Supplied information:
******************************
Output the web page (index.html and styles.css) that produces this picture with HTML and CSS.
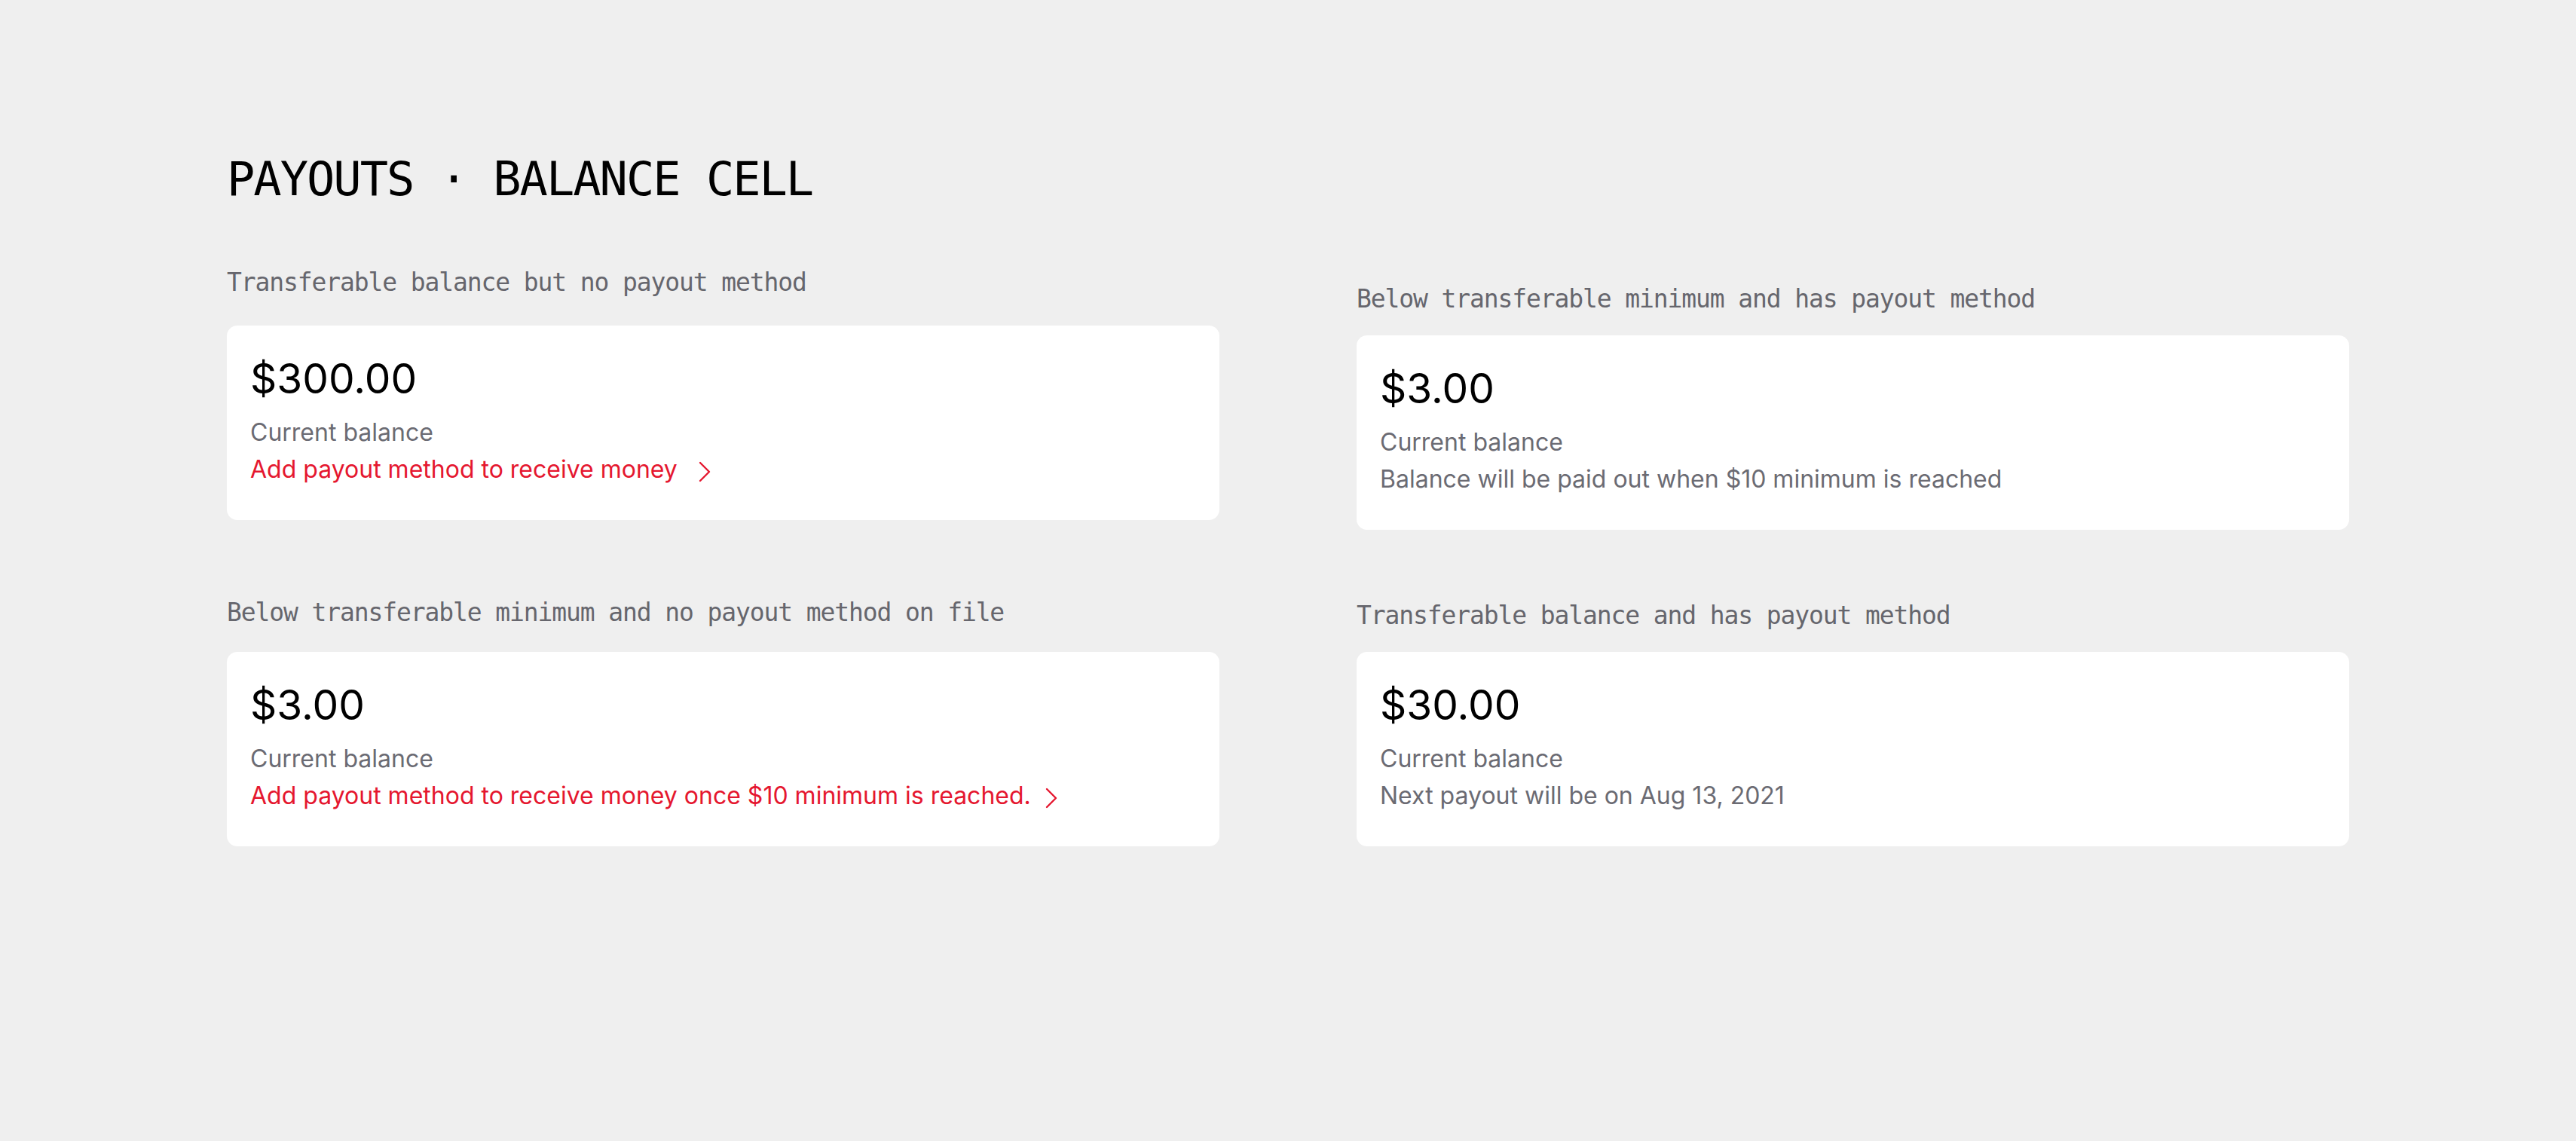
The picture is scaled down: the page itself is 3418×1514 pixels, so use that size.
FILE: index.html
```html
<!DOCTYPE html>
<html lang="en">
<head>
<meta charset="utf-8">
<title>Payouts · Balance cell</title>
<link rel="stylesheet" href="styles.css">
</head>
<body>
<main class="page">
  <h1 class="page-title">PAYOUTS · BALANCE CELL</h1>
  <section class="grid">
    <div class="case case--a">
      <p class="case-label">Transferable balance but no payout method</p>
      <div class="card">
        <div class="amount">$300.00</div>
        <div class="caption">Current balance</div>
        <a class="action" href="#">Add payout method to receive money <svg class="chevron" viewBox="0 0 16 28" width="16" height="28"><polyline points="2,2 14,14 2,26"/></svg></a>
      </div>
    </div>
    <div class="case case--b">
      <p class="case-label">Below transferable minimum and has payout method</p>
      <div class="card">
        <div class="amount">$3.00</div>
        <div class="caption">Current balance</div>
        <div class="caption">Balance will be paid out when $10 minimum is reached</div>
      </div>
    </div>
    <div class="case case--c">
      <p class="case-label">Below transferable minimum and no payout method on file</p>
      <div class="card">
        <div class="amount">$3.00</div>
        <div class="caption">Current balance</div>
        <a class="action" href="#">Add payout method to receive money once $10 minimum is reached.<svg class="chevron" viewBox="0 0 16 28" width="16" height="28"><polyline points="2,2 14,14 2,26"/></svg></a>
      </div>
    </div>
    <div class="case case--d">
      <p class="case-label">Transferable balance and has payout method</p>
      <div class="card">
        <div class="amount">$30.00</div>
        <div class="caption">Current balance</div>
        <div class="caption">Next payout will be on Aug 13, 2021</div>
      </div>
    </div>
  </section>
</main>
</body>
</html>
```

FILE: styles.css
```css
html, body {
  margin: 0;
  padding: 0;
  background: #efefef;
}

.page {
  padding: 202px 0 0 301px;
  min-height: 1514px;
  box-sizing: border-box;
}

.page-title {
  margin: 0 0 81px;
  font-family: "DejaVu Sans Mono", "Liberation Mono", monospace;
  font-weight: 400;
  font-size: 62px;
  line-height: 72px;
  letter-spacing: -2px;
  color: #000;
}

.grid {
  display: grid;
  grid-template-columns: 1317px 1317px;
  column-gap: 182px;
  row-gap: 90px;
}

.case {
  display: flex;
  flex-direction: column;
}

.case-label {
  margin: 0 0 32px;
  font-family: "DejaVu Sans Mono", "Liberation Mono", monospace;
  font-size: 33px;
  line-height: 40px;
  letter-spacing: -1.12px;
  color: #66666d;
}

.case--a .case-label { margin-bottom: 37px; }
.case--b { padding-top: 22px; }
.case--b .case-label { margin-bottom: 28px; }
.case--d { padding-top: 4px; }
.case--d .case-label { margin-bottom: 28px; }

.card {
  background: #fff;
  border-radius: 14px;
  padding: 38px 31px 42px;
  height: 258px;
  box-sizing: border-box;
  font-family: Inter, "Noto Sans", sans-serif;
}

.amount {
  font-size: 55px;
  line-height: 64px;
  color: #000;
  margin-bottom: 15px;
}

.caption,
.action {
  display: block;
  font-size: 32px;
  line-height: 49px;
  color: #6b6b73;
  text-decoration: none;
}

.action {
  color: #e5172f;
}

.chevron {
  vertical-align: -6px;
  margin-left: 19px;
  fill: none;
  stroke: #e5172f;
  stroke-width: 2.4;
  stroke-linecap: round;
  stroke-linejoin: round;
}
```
******************************
Written task: Output the lines above in full and exactly as given, omitting any pictures.

Reply to the exercise:
Output the web page (index.html and styles.css) that produces this picture with HTML and CSS.
The picture is scaled down: the page itself is 3418×1514 pixels, so use that size.
FILE: index.html
```html
<!DOCTYPE html>
<html lang="en">
<head>
<meta charset="utf-8">
<title>Payouts · Balance cell</title>
<link rel="stylesheet" href="styles.css">
</head>
<body>
<main class="page">
  <h1 class="page-title">PAYOUTS · BALANCE CELL</h1>
  <section class="grid">
    <div class="case case--a">
      <p class="case-label">Transferable balance but no payout method</p>
      <div class="card">
        <div class="amount">$300.00</div>
        <div class="caption">Current balance</div>
        <a class="action" href="#">Add payout method to receive money <svg class="chevron" viewBox="0 0 16 28" width="16" height="28"><polyline points="2,2 14,14 2,26"/></svg></a>
      </div>
    </div>
    <div class="case case--b">
      <p class="case-label">Below transferable minimum and has payout method</p>
      <div class="card">
        <div class="amount">$3.00</div>
        <div class="caption">Current balance</div>
        <div class="caption">Balance will be paid out when $10 minimum is reached</div>
      </div>
    </div>
    <div class="case case--c">
      <p class="case-label">Below transferable minimum and no payout method on file</p>
      <div class="card">
        <div class="amount">$3.00</div>
        <div class="caption">Current balance</div>
        <a class="action" href="#">Add payout method to receive money once $10 minimum is reached.<svg class="chevron" viewBox="0 0 16 28" width="16" height="28"><polyline points="2,2 14,14 2,26"/></svg></a>
      </div>
    </div>
    <div class="case case--d">
      <p class="case-label">Transferable balance and has payout method</p>
      <div class="card">
        <div class="amount">$30.00</div>
        <div class="caption">Current balance</div>
        <div class="caption">Next payout will be on Aug 13, 2021</div>
      </div>
    </div>
  </section>
</main>
</body>
</html>
```

FILE: styles.css
```css
html, body {
  margin: 0;
  padding: 0;
  background: #efefef;
}

.page {
  padding: 202px 0 0 301px;
  min-height: 1514px;
  box-sizing: border-box;
}

.page-title {
  margin: 0 0 81px;
  font-family: "DejaVu Sans Mono", "Liberation Mono", monospace;
  font-weight: 400;
  font-size: 62px;
  line-height: 72px;
  letter-spacing: -2px;
  color: #000;
}

.grid {
  display: grid;
  grid-template-columns: 1317px 1317px;
  column-gap: 182px;
  row-gap: 90px;
}

.case {
  display: flex;
  flex-direction: column;
}

.case-label {
  margin: 0 0 32px;
  font-family: "DejaVu Sans Mono", "Liberation Mono", monospace;
  font-size: 33px;
  line-height: 40px;
  letter-spacing: -1.12px;
  color: #66666d;
}

.case--a .case-label { margin-bottom: 37px; }
.case--b { padding-top: 22px; }
.case--b .case-label { margin-bottom: 28px; }
.case--d { padding-top: 4px; }
.case--d .case-label { margin-bottom: 28px; }

.card {
  background: #fff;
  border-radius: 14px;
  padding: 38px 31px 42px;
  height: 258px;
  box-sizing: border-box;
  font-family: Inter, "Noto Sans", sans-serif;
}

.amount {
  font-size: 55px;
  line-height: 64px;
  color: #000;
  margin-bottom: 15px;
}

.caption,
.action {
  display: block;
  font-size: 32px;
  line-height: 49px;
  color: #6b6b73;
  text-decoration: none;
}

.action {
  color: #e5172f;
}

.chevron {
  vertical-align: -6px;
  margin-left: 19px;
  fill: none;
  stroke: #e5172f;
  stroke-width: 2.4;
  stroke-linecap: round;
  stroke-linejoin: round;
}
```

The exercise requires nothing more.